begin

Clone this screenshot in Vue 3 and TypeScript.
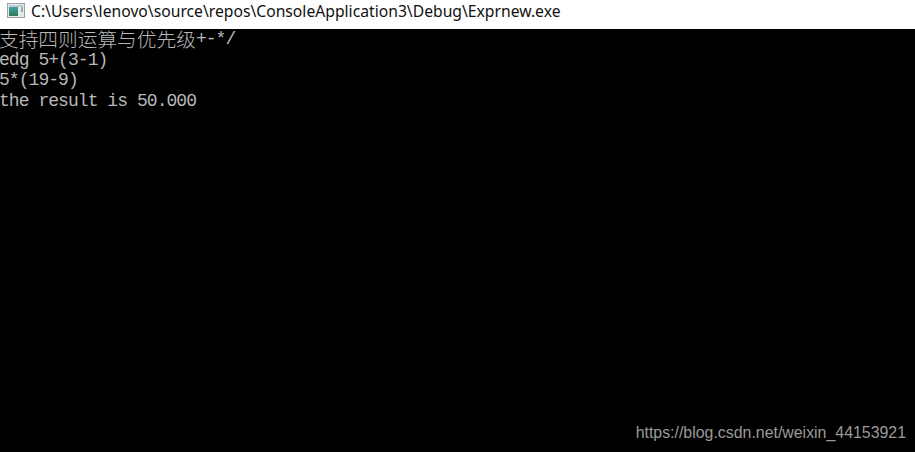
<script setup lang="ts">
const title = "C:\\Users\\lenovo\\source\\repos\\ConsoleApplication3\\Debug\\Exprnew.exe";
interface Line {
  cjk?: string;
  text: string;
}
const lines: Line[] = [
  { cjk: "支持四则运算与优先级", text: "+-*/" },
  { text: "edg 5+(3-1)" },
  { text: "5*(19-9)" },
  { text: "the result is 50.000" },
];
</script>

<template>
  <div class="window">
    <header class="titlebar">
      <svg class="icon" width="18" height="15" viewBox="0 0 18 15" aria-hidden="true">
        <defs>
          <linearGradient id="pane" x1="0" y1="0" x2="0" y2="1">
            <stop offset="0" stop-color="#3fa0a8" />
            <stop offset="1" stop-color="#2e7d4f" />
          </linearGradient>
        </defs>
        <rect x="0.5" y="0.5" width="17" height="14" fill="#e6eaec" stroke="#9aa2a6" />
        <rect x="2" y="2" width="14" height="2" fill="#c2ccd1" />
        <rect x="2" y="4" width="9" height="9" fill="url(#pane)" />
        <rect x="14" y="4" width="2" height="5" fill="#8fb3a8" />
      </svg>
      <span class="title">{{ title }}</span>
    </header>
    <main class="console">
      <div v-for="line in lines" :key="line.text" class="line">
        <span v-if="line.cjk" class="cjk">{{ line.cjk }}</span>{{ line.text }}
      </div>
      <div class="watermark">https://blog.csdn.net/weixin_44153921</div>
    </main>
  </div>
</template>

<style scoped>
.window {
  width: 915px;
  height: 452px;
  display: flex;
  flex-direction: column;
  overflow: hidden;
}
.titlebar {
  height: 29px;
  flex: none;
  background: #fff;
  display: flex;
  align-items: center;
  gap: 6px;
  padding: 0 0 8px 7px;
  box-sizing: border-box;
}
.icon {
  flex: none;
}
.title {
  font-family: "Noto Sans", "Open Sans", sans-serif;
  font-size: 15.7px;
  line-height: 20px;
  color: #111;
  white-space: nowrap;
}
.console {
  flex: 1;
  position: relative;
  background: #000;
  color: #b8b8b8;
  font-family: "Liberation Mono", "Noto Sans CJK SC", monospace;
  font-size: 18px;
  letter-spacing: -0.95px;
  line-height: 20.5px;
}
.line {
  white-space: pre;
  height: 20.5px;
  margin-left: -1px;
}
.cjk {
  display: inline-block;
  height: 20.5px;
  vertical-align: top;
  font-family: "Noto Sans CJK SC", sans-serif;
  font-size: 19.7px;
  letter-spacing: 0;
  line-height: 19.5px;
  font-weight: 300;
}
.watermark {
  position: absolute;
  right: 9px;
  bottom: 10px;
  font-family: "Liberation Sans", sans-serif;
  font-size: 15.9px;
  letter-spacing: 0;
  line-height: 18px;
  color: #9a9a9a;
}
</style>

end

_What to produce:_
Give back every line exactly as it stands, pictures excluded.

_Correct response:_
Clone this screenshot in Vue 3 and TypeScript.
<script setup lang="ts">
const title = "C:\\Users\\lenovo\\source\\repos\\ConsoleApplication3\\Debug\\Exprnew.exe";
interface Line {
  cjk?: string;
  text: string;
}
const lines: Line[] = [
  { cjk: "支持四则运算与优先级", text: "+-*/" },
  { text: "edg 5+(3-1)" },
  { text: "5*(19-9)" },
  { text: "the result is 50.000" },
];
</script>

<template>
  <div class="window">
    <header class="titlebar">
      <svg class="icon" width="18" height="15" viewBox="0 0 18 15" aria-hidden="true">
        <defs>
          <linearGradient id="pane" x1="0" y1="0" x2="0" y2="1">
            <stop offset="0" stop-color="#3fa0a8" />
            <stop offset="1" stop-color="#2e7d4f" />
          </linearGradient>
        </defs>
        <rect x="0.5" y="0.5" width="17" height="14" fill="#e6eaec" stroke="#9aa2a6" />
        <rect x="2" y="2" width="14" height="2" fill="#c2ccd1" />
        <rect x="2" y="4" width="9" height="9" fill="url(#pane)" />
        <rect x="14" y="4" width="2" height="5" fill="#8fb3a8" />
      </svg>
      <span class="title">{{ title }}</span>
    </header>
    <main class="console">
      <div v-for="line in lines" :key="line.text" class="line">
        <span v-if="line.cjk" class="cjk">{{ line.cjk }}</span>{{ line.text }}
      </div>
      <div class="watermark">https://blog.csdn.net/weixin_44153921</div>
    </main>
  </div>
</template>

<style scoped>
.window {
  width: 915px;
  height: 452px;
  display: flex;
  flex-direction: column;
  overflow: hidden;
}
.titlebar {
  height: 29px;
  flex: none;
  background: #fff;
  display: flex;
  align-items: center;
  gap: 6px;
  padding: 0 0 8px 7px;
  box-sizing: border-box;
}
.icon {
  flex: none;
}
.title {
  font-family: "Noto Sans", "Open Sans", sans-serif;
  font-size: 15.7px;
  line-height: 20px;
  color: #111;
  white-space: nowrap;
}
.console {
  flex: 1;
  position: relative;
  background: #000;
  color: #b8b8b8;
  font-family: "Liberation Mono", "Noto Sans CJK SC", monospace;
  font-size: 18px;
  letter-spacing: -0.95px;
  line-height: 20.5px;
}
.line {
  white-space: pre;
  height: 20.5px;
  margin-left: -1px;
}
.cjk {
  display: inline-block;
  height: 20.5px;
  vertical-align: top;
  font-family: "Noto Sans CJK SC", sans-serif;
  font-size: 19.7px;
  letter-spacing: 0;
  line-height: 19.5px;
  font-weight: 300;
}
.watermark {
  position: absolute;
  right: 9px;
  bottom: 10px;
  font-family: "Liberation Sans", sans-serif;
  font-size: 15.9px;
  letter-spacing: 0;
  line-height: 18px;
  color: #9a9a9a;
}
</style>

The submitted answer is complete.